● **YOUR INSTRUCTIONS**: From the entries below, gather every line containing the string "screenshot".

--- Start of PROVIDED INFORMATION ---

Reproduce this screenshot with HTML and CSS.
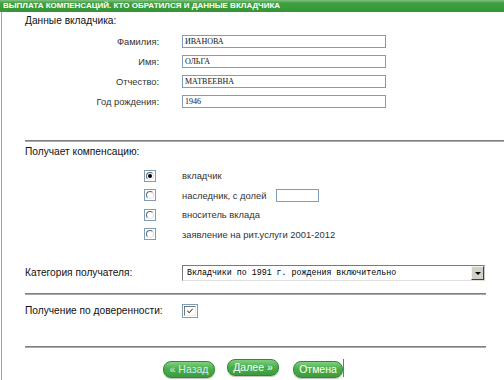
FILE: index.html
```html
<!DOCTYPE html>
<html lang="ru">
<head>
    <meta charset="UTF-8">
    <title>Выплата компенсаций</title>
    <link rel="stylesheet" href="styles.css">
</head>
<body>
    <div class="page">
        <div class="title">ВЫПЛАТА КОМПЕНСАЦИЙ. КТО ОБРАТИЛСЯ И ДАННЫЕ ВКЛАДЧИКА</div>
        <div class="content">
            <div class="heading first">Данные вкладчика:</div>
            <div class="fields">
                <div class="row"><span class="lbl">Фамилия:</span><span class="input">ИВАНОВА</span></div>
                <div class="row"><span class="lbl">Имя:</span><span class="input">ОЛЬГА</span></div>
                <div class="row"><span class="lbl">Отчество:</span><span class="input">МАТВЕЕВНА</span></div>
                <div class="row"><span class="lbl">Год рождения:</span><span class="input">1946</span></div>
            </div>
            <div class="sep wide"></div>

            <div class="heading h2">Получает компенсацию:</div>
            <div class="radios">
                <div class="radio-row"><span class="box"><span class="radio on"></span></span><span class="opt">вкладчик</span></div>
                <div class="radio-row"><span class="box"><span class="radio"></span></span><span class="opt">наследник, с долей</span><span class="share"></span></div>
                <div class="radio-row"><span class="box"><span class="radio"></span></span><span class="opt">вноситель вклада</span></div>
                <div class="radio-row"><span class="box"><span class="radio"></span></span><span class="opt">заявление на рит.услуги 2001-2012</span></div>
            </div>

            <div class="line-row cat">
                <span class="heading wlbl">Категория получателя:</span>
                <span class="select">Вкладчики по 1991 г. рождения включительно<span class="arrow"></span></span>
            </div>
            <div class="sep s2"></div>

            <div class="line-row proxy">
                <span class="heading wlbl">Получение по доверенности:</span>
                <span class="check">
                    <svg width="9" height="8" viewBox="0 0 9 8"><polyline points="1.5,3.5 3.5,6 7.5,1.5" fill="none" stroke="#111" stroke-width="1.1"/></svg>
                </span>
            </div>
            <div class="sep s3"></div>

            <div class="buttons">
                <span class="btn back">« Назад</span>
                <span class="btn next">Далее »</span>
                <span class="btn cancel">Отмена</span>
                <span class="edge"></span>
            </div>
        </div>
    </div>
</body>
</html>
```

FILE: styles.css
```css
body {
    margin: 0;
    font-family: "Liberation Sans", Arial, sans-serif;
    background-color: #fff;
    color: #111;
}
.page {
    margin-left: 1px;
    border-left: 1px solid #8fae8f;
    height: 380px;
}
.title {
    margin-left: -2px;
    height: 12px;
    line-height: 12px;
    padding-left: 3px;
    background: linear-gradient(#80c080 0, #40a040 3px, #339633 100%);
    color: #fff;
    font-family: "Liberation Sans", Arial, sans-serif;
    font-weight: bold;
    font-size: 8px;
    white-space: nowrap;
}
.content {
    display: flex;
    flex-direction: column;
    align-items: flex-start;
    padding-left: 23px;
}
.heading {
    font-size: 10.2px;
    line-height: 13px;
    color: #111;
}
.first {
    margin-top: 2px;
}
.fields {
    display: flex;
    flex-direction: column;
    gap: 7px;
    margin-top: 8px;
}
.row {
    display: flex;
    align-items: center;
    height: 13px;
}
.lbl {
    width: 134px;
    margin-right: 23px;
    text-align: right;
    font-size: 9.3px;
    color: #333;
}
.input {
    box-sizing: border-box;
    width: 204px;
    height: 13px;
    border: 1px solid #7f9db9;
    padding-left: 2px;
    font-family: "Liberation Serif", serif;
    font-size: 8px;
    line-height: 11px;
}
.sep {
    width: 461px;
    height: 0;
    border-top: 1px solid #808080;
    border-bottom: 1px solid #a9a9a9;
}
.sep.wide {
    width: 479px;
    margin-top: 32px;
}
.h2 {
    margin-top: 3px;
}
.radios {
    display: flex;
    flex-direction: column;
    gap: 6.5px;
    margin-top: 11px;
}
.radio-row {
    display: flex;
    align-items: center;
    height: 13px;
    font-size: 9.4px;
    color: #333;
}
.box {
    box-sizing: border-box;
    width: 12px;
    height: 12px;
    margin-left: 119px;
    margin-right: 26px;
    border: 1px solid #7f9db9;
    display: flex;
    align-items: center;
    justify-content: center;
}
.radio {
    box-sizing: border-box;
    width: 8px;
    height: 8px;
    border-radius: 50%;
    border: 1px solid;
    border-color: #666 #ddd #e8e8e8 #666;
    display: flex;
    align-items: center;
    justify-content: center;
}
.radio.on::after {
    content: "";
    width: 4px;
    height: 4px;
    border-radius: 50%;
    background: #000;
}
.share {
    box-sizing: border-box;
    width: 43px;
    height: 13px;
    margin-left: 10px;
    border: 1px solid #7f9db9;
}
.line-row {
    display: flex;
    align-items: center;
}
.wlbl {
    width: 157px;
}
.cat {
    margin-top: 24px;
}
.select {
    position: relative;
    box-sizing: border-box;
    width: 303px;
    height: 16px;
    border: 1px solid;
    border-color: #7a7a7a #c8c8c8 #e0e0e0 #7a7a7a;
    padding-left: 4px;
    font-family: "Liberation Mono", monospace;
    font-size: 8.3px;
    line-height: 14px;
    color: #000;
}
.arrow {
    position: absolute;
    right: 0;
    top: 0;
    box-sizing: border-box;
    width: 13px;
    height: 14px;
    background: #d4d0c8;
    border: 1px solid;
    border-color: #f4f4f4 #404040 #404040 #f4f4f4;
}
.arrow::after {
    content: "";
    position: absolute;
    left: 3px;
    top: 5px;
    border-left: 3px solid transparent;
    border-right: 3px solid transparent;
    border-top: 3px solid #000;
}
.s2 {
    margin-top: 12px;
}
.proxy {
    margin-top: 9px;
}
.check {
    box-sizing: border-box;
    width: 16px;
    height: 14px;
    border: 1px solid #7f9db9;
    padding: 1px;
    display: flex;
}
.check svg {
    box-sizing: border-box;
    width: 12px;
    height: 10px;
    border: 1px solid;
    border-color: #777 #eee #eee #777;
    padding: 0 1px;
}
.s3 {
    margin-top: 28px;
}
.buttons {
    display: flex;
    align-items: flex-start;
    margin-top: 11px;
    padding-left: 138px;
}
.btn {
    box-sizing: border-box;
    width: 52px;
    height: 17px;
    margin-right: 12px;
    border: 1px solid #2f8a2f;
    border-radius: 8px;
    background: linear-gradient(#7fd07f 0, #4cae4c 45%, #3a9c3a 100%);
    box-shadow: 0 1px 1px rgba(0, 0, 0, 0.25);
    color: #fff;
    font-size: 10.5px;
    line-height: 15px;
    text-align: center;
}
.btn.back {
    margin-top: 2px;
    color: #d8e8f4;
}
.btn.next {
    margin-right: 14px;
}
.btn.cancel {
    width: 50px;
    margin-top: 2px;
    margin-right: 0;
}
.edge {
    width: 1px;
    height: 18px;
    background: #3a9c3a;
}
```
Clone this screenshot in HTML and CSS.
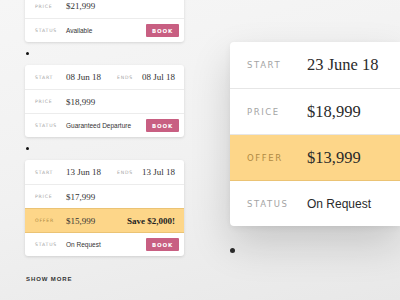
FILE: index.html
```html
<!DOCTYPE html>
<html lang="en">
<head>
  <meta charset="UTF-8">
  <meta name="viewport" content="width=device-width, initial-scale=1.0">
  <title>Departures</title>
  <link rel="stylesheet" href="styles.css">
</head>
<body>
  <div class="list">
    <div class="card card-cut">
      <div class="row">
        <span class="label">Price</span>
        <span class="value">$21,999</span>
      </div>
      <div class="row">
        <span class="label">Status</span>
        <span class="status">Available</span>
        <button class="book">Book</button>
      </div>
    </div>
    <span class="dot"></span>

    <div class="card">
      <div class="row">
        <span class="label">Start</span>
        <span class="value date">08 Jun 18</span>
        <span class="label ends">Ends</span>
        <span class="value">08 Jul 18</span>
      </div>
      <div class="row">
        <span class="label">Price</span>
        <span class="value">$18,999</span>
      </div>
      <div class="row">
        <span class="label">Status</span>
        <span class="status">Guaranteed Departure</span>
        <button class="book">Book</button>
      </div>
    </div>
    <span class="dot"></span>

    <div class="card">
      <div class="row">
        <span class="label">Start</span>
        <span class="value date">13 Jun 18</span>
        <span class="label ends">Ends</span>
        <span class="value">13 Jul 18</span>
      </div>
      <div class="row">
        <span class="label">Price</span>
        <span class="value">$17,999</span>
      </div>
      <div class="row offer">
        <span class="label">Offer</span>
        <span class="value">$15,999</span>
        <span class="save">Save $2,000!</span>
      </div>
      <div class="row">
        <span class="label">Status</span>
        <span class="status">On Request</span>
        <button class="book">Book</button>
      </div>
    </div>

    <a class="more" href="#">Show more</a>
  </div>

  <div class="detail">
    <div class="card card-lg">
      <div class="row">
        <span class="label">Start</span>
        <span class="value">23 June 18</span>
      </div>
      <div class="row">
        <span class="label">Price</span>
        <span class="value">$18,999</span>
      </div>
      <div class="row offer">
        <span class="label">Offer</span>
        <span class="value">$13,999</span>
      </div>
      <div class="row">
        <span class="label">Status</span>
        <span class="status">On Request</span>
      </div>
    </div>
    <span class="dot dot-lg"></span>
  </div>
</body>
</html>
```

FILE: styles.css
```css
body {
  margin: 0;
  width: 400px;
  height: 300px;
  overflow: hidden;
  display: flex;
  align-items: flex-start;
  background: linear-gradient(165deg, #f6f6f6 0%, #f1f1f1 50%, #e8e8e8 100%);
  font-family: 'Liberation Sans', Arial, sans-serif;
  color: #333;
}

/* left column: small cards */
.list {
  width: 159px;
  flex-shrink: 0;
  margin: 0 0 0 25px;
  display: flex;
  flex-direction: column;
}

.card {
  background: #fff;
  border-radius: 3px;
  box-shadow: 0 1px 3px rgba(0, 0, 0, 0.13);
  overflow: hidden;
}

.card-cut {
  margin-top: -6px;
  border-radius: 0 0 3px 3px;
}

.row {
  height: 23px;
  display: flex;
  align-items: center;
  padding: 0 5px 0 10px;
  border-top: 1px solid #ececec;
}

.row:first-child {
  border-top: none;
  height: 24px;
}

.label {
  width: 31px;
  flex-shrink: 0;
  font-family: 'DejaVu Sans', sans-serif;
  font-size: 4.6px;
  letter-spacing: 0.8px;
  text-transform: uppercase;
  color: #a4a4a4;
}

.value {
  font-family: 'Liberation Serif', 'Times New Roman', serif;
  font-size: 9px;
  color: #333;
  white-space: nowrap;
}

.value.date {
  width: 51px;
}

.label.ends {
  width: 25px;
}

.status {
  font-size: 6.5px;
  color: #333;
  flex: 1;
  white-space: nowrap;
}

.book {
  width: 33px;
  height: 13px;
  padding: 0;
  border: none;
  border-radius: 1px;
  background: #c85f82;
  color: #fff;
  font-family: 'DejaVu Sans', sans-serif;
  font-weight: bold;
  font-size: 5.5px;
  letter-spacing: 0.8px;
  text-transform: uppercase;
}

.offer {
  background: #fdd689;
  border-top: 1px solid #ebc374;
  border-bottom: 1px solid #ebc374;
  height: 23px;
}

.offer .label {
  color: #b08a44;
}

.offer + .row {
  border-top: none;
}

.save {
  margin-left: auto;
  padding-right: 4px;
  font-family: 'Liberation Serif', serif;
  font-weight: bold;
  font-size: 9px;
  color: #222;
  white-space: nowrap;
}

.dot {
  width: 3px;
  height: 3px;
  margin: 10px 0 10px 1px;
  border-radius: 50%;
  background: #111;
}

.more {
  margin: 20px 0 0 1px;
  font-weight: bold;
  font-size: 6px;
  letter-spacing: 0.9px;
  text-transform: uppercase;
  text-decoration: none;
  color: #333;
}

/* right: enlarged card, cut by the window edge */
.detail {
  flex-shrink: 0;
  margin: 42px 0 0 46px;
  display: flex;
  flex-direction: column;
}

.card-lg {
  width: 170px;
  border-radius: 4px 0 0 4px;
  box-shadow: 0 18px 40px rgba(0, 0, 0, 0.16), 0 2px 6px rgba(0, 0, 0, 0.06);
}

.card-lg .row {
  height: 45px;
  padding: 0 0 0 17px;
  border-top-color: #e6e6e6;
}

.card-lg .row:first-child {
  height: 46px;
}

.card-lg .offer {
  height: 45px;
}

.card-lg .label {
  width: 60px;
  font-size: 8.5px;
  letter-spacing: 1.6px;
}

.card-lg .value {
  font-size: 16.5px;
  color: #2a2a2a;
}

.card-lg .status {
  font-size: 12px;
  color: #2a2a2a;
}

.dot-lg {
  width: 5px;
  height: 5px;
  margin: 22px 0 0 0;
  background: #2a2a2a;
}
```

--- End of PROVIDED INFORMATION ---

● **EXERCISE OUTPUT**:
Reproduce this screenshot with HTML and CSS.
Clone this screenshot in HTML and CSS.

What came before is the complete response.